Del mismo modo, alguna vez les he dicho que vivir en nuestra sociedad, seguir levantándonos cada día, trabajar y generar riqueza, requiere un gran acto de fe. Pensar que cada institución hace lo que se supone que debería hacer, que los políticos tienen vocación de servicio público, que los jueces aplican al pie de la letra las leyes sin verse condicionados por ningún aspecto subjetivo o interés, que militares y policías darían su vida por defendernos, que los funcionarios cumplen sus funciones y horarios… y así podría seguir con profesores, religiosos, médicos…
Pero no podemos ser ingenuos. Dentro de cada una de esas profesiones existe mucha gente noble, pero de vez en cuando se escapa un garbanzo negro que simplemente hace lo contrario de lo que se supone que tiene que hacer.
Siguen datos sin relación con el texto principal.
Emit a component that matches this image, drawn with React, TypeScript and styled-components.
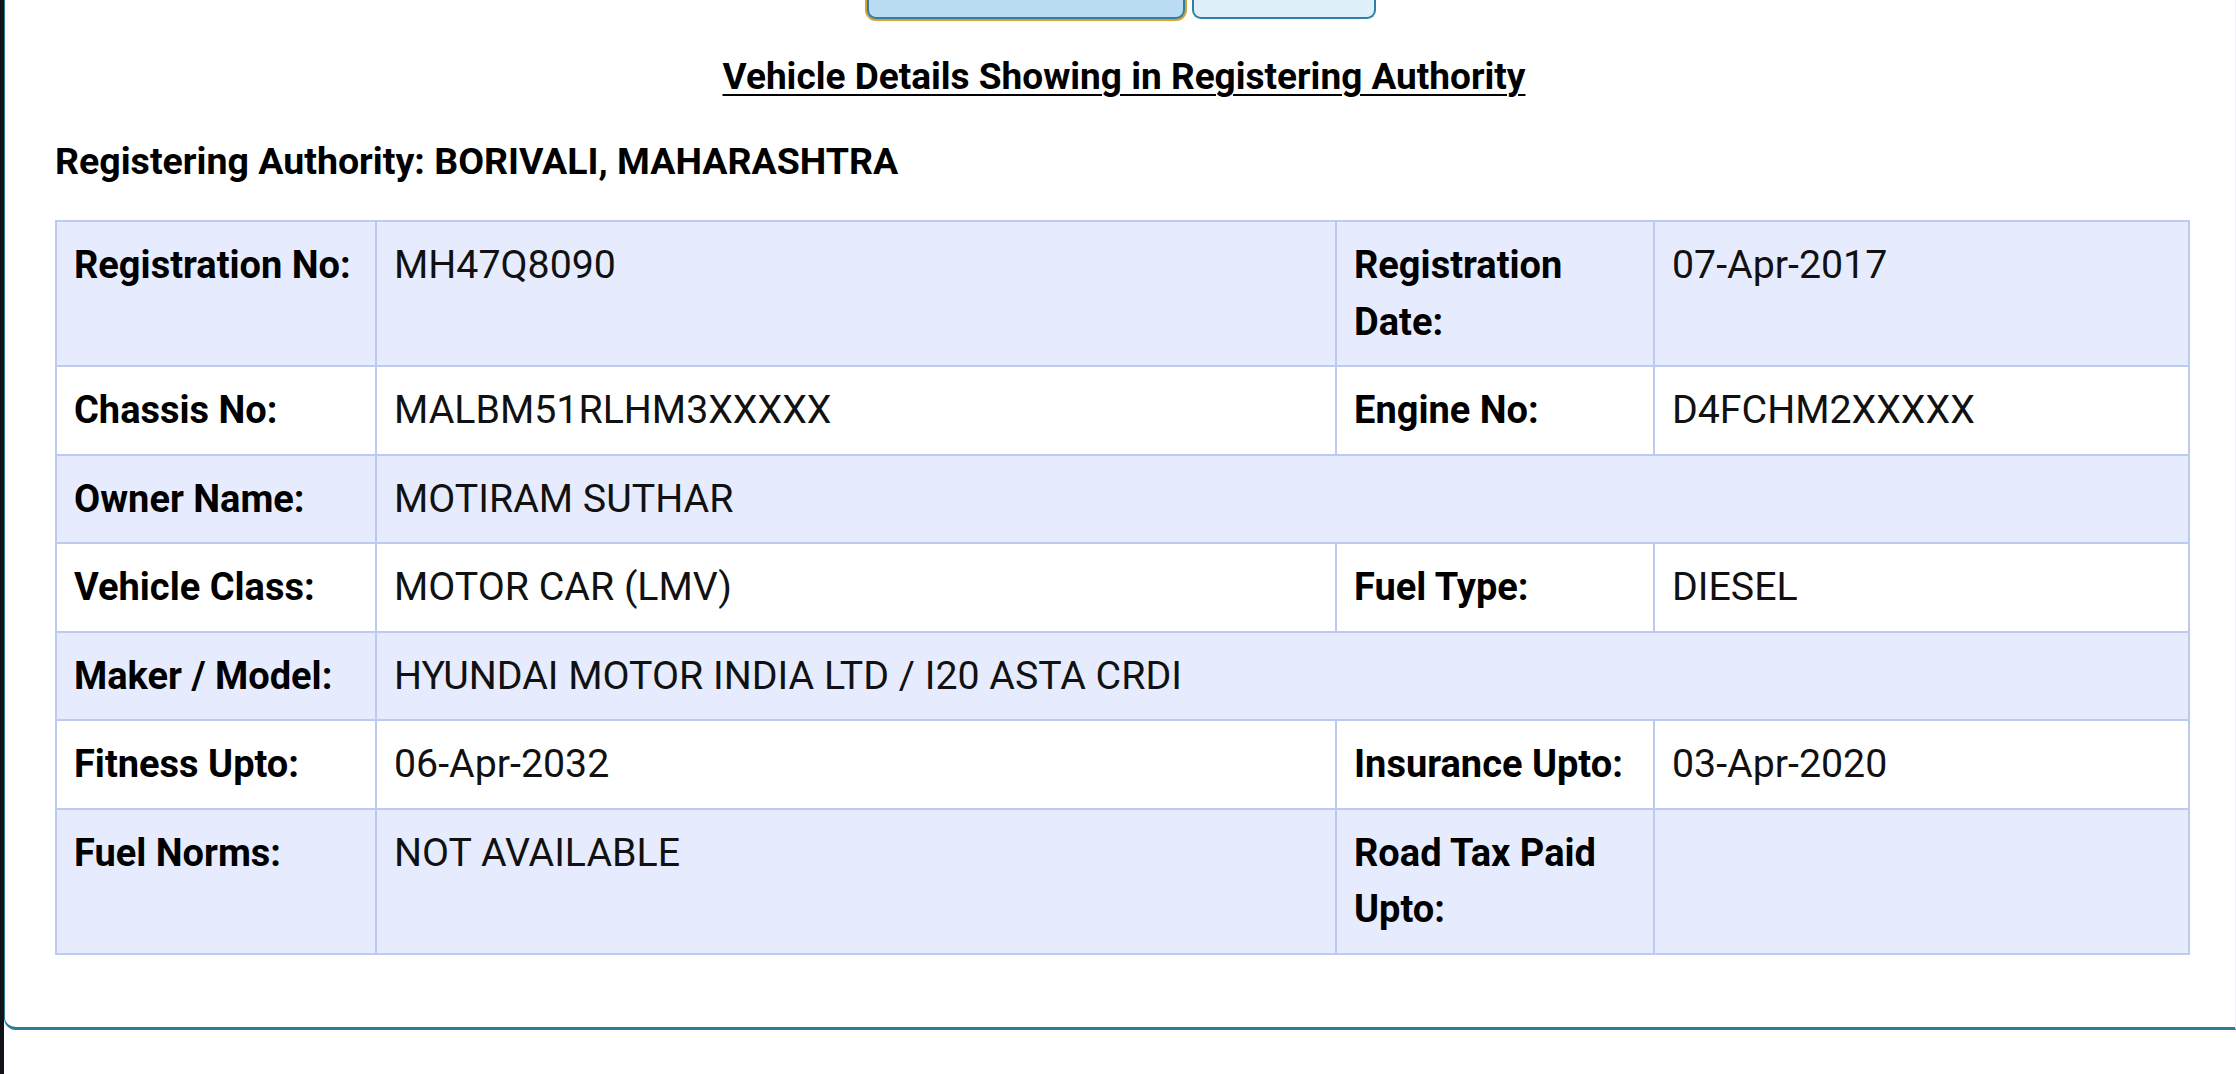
import React from "react";
import styled, { createGlobalStyle } from "styled-components";

const GlobalStyle = createGlobalStyle`
  html, body {
    margin: 0;
    padding: 0;
    background: #fefefe;
  }
  body {
    font-family: Roboto, "Liberation Sans", sans-serif;
    color: #000;
  }
`;

const Page = styled.div`
  min-height: 1074px;
  border-left: 4px solid #101418;
  box-sizing: border-box;
  overflow: hidden;
`;

const Panel = styled.div`
  background: #fff;
  border-left: 1px solid #2e7b98;
  border-bottom: 3px solid #2e7b98;
  border-right: 1px solid #eef1f6;
  border-bottom-left-radius: 12px;
  padding: 0 42px 72px 50px;
  display: flex;
  flex-direction: column;
`;

const Tabs = styled.div`
  display: flex;
  justify-content: center;
  gap: 7px;
  margin-top: -27px;
  padding-right: 6px;
`;

const Tab = styled.div<{ $active?: boolean }>`
  height: 46px;
  box-sizing: border-box;
  border: 2px solid #2e7ea6;
  border-top: none;
  border-radius: 0 0 9px 9px;
  background: ${(p) => (p.$active ? "#b9dcf3" : "#dff0fb")};
  box-shadow: ${(p) => (p.$active ? "0 0 0 2px #d6a233" : "none")};
  width: ${(p) => (p.$active ? "318px" : "184px")};
`;

const Title = styled.h2`
  margin: 36px 0 0;
  text-align: center;
  font-size: 37px;
  line-height: 44px;
  font-weight: 700;
  text-decoration: underline;
  text-underline-offset: 5px;
  text-decoration-thickness: 2px;
`;

const Authority = styled.div`
  margin-top: 40px;
  font-size: 37.5px;
  line-height: 44px;
  font-weight: 700;
`;

const Table = styled.table`
  margin-top: 37px;
  width: 2133px;
  border-collapse: collapse;
  table-layout: fixed;
  line-height: 56.5px;
`;

const Row = styled.tr<{ $shaded?: boolean }>`
  background: ${(p) => (p.$shaded ? "#e6ecfd" : "#fff")};
`;

const Label = styled.th`
  border: 2px solid #bccbef;
  padding: 15px 17px;
  text-align: left;
  vertical-align: top;
  font-size: 38px;
  font-weight: 700;
  color: #000;
`;

const Value = styled.td`
  border: 2px solid #bccbef;
  padding: 15px 17px;
  vertical-align: top;
  font-size: 39.3px;
  font-weight: 400;
  color: #111;
`;

type Cell = [string, string];
const rows: Cell[][] = [
  [["Registration No:", "MH47Q8090"], ["Registration Date:", "07-Apr-2017"]],
  [["Chassis No:", "MALBM51RLHM3XXXXX"], ["Engine No:", "D4FCHM2XXXXX"]],
  [["Owner Name:", "MOTIRAM SUTHAR"]],
  [["Vehicle Class:", "MOTOR CAR (LMV)"], ["Fuel Type:", "DIESEL"]],
  [["Maker / Model:", "HYUNDAI MOTOR INDIA LTD / I20 ASTA CRDI"]],
  [["Fitness Upto:", "06-Apr-2032"], ["Insurance Upto:", "03-Apr-2020"]],
  [["Fuel Norms:", "NOT AVAILABLE"], ["Road Tax Paid Upto:", ""]],
];

export default function App() {
  return (
    <>
      <GlobalStyle />
      <Page>
        <Panel>
          <Tabs>
            <Tab $active />
            <Tab />
          </Tabs>
          <Title>Vehicle Details Showing in Registering Authority</Title>
          <Authority>Registering Authority: BORIVALI, MAHARASHTRA</Authority>
          <Table>
            <colgroup>
              <col style={{ width: 320 }} />
              <col style={{ width: 960 }} />
              <col style={{ width: 318 }} />
              <col style={{ width: 535 }} />
            </colgroup>
            <tbody>
              {rows.map((cells, i) => (
                <Row key={i} $shaded={i % 2 === 0}>
                  {cells.length === 1 ? (
                    <>
                      <Label>{cells[0][0]}</Label>
                      <Value colSpan={3}>{cells[0][1]}</Value>
                    </>
                  ) : (
                    cells.map(([label, value]) => (
                      <React.Fragment key={label}>
                        <Label>{label}</Label>
                        <Value>{value}</Value>
                      </React.Fragment>
                    ))
                  )}
                </Row>
              ))}
            </tbody>
          </Table>
        </Panel>
      </Page>
    </>
  );
}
Cuando esto sucede y se conoce, nos produce una desazón, una sensación de vértigo y un sentimiento de indignación, al pensar que nuestra libertad, integridad física o incluso nuestra vida, responde más a la aleatoriedad de lo que nos gustaría.
La tremenda catástrofe que estamos viviendo con la última “gota fría” en Valencia, nos ha demostrado que, a pesar de nuestros esfuerzos en forma de impuestos, el supuesto «Estado del bienestar» es menos sólido de lo que nos pensamos, y basta un acontecimiento extraordinario (aunque avisado con suficiente antelación) para que nuestro mundo se ponga patas arriba, perdamos seres queridos, todas nuestras posesiones y la vida, pareciendo que realmente vivamos en un país tercermundista y viendo cómo nuestra percepción de vivir en un país desarrollado, se aleja según pasan las horas sin tener la asistencia y presencia del Estado. ¡Cómo no vamos a estar indignados!
El año pasado, con el terrible terremoto en Marruecos, miembros de nuestro Gobierno declararon, no sin razón, que, en ese tipo de catástrofe, las primeras 48 horas son fundamentales para salvar vidas humanas. Sin embargo, parece como si una riada sufrida a 15 kilómetros de la tercera ciudad más grande de España hubiese ocurrido a la otra punta del mundo a la hora de coordinar una respuesta. Les invito a que vean en un mapa la distancia que separa Paiporta o Catarroja de Valencia y que intenten entender por qué desde el minuto 0 no se desplegó el ejército con hospitales de campaña, grupos electrógenos, patrullas callejeras y maquinaria pesada.
Interésense, de paso, por cómo siguen viviendo los afectados por el volcán de La Palma tres años después. Cómo no vamos a estar indignados, cuando llamas y el Estado no está.